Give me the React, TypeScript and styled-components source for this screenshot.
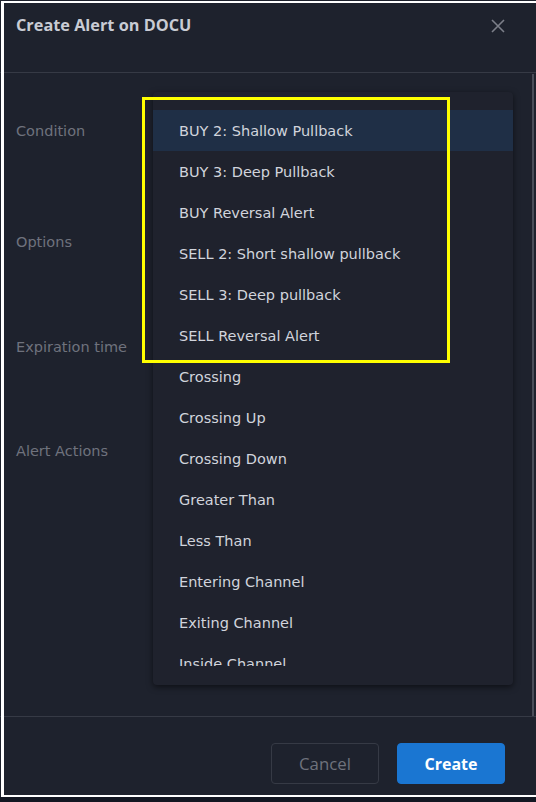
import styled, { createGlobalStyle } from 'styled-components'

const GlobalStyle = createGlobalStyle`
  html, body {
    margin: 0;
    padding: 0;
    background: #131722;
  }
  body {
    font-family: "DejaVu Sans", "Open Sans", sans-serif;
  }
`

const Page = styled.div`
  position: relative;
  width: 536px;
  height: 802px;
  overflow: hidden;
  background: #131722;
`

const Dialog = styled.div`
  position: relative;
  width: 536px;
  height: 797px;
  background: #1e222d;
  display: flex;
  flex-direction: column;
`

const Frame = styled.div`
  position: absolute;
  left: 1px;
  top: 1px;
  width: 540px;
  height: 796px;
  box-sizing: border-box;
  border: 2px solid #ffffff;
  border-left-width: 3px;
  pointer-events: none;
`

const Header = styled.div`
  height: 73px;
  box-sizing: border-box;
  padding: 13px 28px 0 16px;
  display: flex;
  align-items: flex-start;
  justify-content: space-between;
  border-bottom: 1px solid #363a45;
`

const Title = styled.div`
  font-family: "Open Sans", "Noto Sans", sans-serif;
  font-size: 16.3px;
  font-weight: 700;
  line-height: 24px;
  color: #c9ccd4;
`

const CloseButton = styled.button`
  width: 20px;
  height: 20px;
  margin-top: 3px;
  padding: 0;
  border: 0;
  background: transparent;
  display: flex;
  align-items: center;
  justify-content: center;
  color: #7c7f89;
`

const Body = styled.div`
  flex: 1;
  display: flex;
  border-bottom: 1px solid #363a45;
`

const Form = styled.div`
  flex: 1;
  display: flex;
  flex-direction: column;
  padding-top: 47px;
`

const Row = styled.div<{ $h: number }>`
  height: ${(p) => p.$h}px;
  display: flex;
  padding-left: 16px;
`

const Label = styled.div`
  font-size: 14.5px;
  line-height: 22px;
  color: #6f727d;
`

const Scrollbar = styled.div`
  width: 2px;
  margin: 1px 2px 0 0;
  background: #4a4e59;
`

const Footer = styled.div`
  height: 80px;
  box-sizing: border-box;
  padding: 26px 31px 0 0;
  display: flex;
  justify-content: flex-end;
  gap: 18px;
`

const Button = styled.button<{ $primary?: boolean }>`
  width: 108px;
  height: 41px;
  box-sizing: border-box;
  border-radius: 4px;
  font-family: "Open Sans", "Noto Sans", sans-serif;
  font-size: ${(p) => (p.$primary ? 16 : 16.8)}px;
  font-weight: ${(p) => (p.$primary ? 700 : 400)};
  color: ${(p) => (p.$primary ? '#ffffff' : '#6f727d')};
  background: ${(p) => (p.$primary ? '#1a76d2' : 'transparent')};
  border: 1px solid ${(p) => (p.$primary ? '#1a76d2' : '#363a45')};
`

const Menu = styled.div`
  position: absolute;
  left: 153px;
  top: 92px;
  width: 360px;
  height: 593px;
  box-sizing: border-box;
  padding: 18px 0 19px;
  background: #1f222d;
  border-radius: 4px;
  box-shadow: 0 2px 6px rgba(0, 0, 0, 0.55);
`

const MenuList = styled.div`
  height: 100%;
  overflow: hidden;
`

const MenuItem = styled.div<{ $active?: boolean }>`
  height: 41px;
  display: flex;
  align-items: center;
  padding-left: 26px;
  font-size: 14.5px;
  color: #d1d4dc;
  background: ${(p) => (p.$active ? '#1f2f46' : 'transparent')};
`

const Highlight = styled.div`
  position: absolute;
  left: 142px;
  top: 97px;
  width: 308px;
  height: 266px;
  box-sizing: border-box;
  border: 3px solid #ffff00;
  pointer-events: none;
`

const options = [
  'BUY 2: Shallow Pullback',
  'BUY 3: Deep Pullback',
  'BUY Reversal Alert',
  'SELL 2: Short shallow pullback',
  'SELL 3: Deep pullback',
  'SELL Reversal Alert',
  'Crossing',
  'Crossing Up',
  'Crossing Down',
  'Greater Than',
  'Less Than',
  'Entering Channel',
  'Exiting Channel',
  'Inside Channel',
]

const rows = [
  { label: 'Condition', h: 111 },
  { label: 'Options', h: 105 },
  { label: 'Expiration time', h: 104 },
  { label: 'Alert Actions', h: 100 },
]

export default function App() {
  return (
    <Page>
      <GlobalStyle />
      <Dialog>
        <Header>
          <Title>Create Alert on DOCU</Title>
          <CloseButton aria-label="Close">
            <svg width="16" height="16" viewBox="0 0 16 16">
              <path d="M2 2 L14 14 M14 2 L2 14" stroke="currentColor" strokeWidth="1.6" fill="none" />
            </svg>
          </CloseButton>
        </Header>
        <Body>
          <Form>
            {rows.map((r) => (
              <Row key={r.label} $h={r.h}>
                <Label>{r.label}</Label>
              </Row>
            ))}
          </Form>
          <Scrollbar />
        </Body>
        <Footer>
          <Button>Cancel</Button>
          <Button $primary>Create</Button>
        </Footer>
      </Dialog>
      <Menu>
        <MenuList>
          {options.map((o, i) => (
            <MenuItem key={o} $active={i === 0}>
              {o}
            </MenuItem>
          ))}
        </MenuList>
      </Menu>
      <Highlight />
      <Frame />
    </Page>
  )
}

What is expected →
Repeat the data exactly, excluding the pictures.

Complete output →
Give me the React, TypeScript and styled-components source for this screenshot.
import styled, { createGlobalStyle } from 'styled-components'

const GlobalStyle = createGlobalStyle`
  html, body {
    margin: 0;
    padding: 0;
    background: #131722;
  }
  body {
    font-family: "DejaVu Sans", "Open Sans", sans-serif;
  }
`

const Page = styled.div`
  position: relative;
  width: 536px;
  height: 802px;
  overflow: hidden;
  background: #131722;
`

const Dialog = styled.div`
  position: relative;
  width: 536px;
  height: 797px;
  background: #1e222d;
  display: flex;
  flex-direction: column;
`

const Frame = styled.div`
  position: absolute;
  left: 1px;
  top: 1px;
  width: 540px;
  height: 796px;
  box-sizing: border-box;
  border: 2px solid #ffffff;
  border-left-width: 3px;
  pointer-events: none;
`

const Header = styled.div`
  height: 73px;
  box-sizing: border-box;
  padding: 13px 28px 0 16px;
  display: flex;
  align-items: flex-start;
  justify-content: space-between;
  border-bottom: 1px solid #363a45;
`

const Title = styled.div`
  font-family: "Open Sans", "Noto Sans", sans-serif;
  font-size: 16.3px;
  font-weight: 700;
  line-height: 24px;
  color: #c9ccd4;
`

const CloseButton = styled.button`
  width: 20px;
  height: 20px;
  margin-top: 3px;
  padding: 0;
  border: 0;
  background: transparent;
  display: flex;
  align-items: center;
  justify-content: center;
  color: #7c7f89;
`

const Body = styled.div`
  flex: 1;
  display: flex;
  border-bottom: 1px solid #363a45;
`

const Form = styled.div`
  flex: 1;
  display: flex;
  flex-direction: column;
  padding-top: 47px;
`

const Row = styled.div<{ $h: number }>`
  height: ${(p) => p.$h}px;
  display: flex;
  padding-left: 16px;
`

const Label = styled.div`
  font-size: 14.5px;
  line-height: 22px;
  color: #6f727d;
`

const Scrollbar = styled.div`
  width: 2px;
  margin: 1px 2px 0 0;
  background: #4a4e59;
`

const Footer = styled.div`
  height: 80px;
  box-sizing: border-box;
  padding: 26px 31px 0 0;
  display: flex;
  justify-content: flex-end;
  gap: 18px;
`

const Button = styled.button<{ $primary?: boolean }>`
  width: 108px;
  height: 41px;
  box-sizing: border-box;
  border-radius: 4px;
  font-family: "Open Sans", "Noto Sans", sans-serif;
  font-size: ${(p) => (p.$primary ? 16 : 16.8)}px;
  font-weight: ${(p) => (p.$primary ? 700 : 400)};
  color: ${(p) => (p.$primary ? '#ffffff' : '#6f727d')};
  background: ${(p) => (p.$primary ? '#1a76d2' : 'transparent')};
  border: 1px solid ${(p) => (p.$primary ? '#1a76d2' : '#363a45')};
`

const Menu = styled.div`
  position: absolute;
  left: 153px;
  top: 92px;
  width: 360px;
  height: 593px;
  box-sizing: border-box;
  padding: 18px 0 19px;
  background: #1f222d;
  border-radius: 4px;
  box-shadow: 0 2px 6px rgba(0, 0, 0, 0.55);
`

const MenuList = styled.div`
  height: 100%;
  overflow: hidden;
`

const MenuItem = styled.div<{ $active?: boolean }>`
  height: 41px;
  display: flex;
  align-items: center;
  padding-left: 26px;
  font-size: 14.5px;
  color: #d1d4dc;
  background: ${(p) => (p.$active ? '#1f2f46' : 'transparent')};
`

const Highlight = styled.div`
  position: absolute;
  left: 142px;
  top: 97px;
  width: 308px;
  height: 266px;
  box-sizing: border-box;
  border: 3px solid #ffff00;
  pointer-events: none;
`

const options = [
  'BUY 2: Shallow Pullback',
  'BUY 3: Deep Pullback',
  'BUY Reversal Alert',
  'SELL 2: Short shallow pullback',
  'SELL 3: Deep pullback',
  'SELL Reversal Alert',
  'Crossing',
  'Crossing Up',
  'Crossing Down',
  'Greater Than',
  'Less Than',
  'Entering Channel',
  'Exiting Channel',
  'Inside Channel',
]

const rows = [
  { label: 'Condition', h: 111 },
  { label: 'Options', h: 105 },
  { label: 'Expiration time', h: 104 },
  { label: 'Alert Actions', h: 100 },
]

export default function App() {
  return (
    <Page>
      <GlobalStyle />
      <Dialog>
        <Header>
          <Title>Create Alert on DOCU</Title>
          <CloseButton aria-label="Close">
            <svg width="16" height="16" viewBox="0 0 16 16">
              <path d="M2 2 L14 14 M14 2 L2 14" stroke="currentColor" strokeWidth="1.6" fill="none" />
            </svg>
          </CloseButton>
        </Header>
        <Body>
          <Form>
            {rows.map((r) => (
              <Row key={r.label} $h={r.h}>
                <Label>{r.label}</Label>
              </Row>
            ))}
          </Form>
          <Scrollbar />
        </Body>
        <Footer>
          <Button>Cancel</Button>
          <Button $primary>Create</Button>
        </Footer>
      </Dialog>
      <Menu>
        <MenuList>
          {options.map((o, i) => (
            <MenuItem key={o} $active={i === 0}>
              {o}
            </MenuItem>
          ))}
        </MenuList>
      </Menu>
      <Highlight />
      <Frame />
    </Page>
  )
}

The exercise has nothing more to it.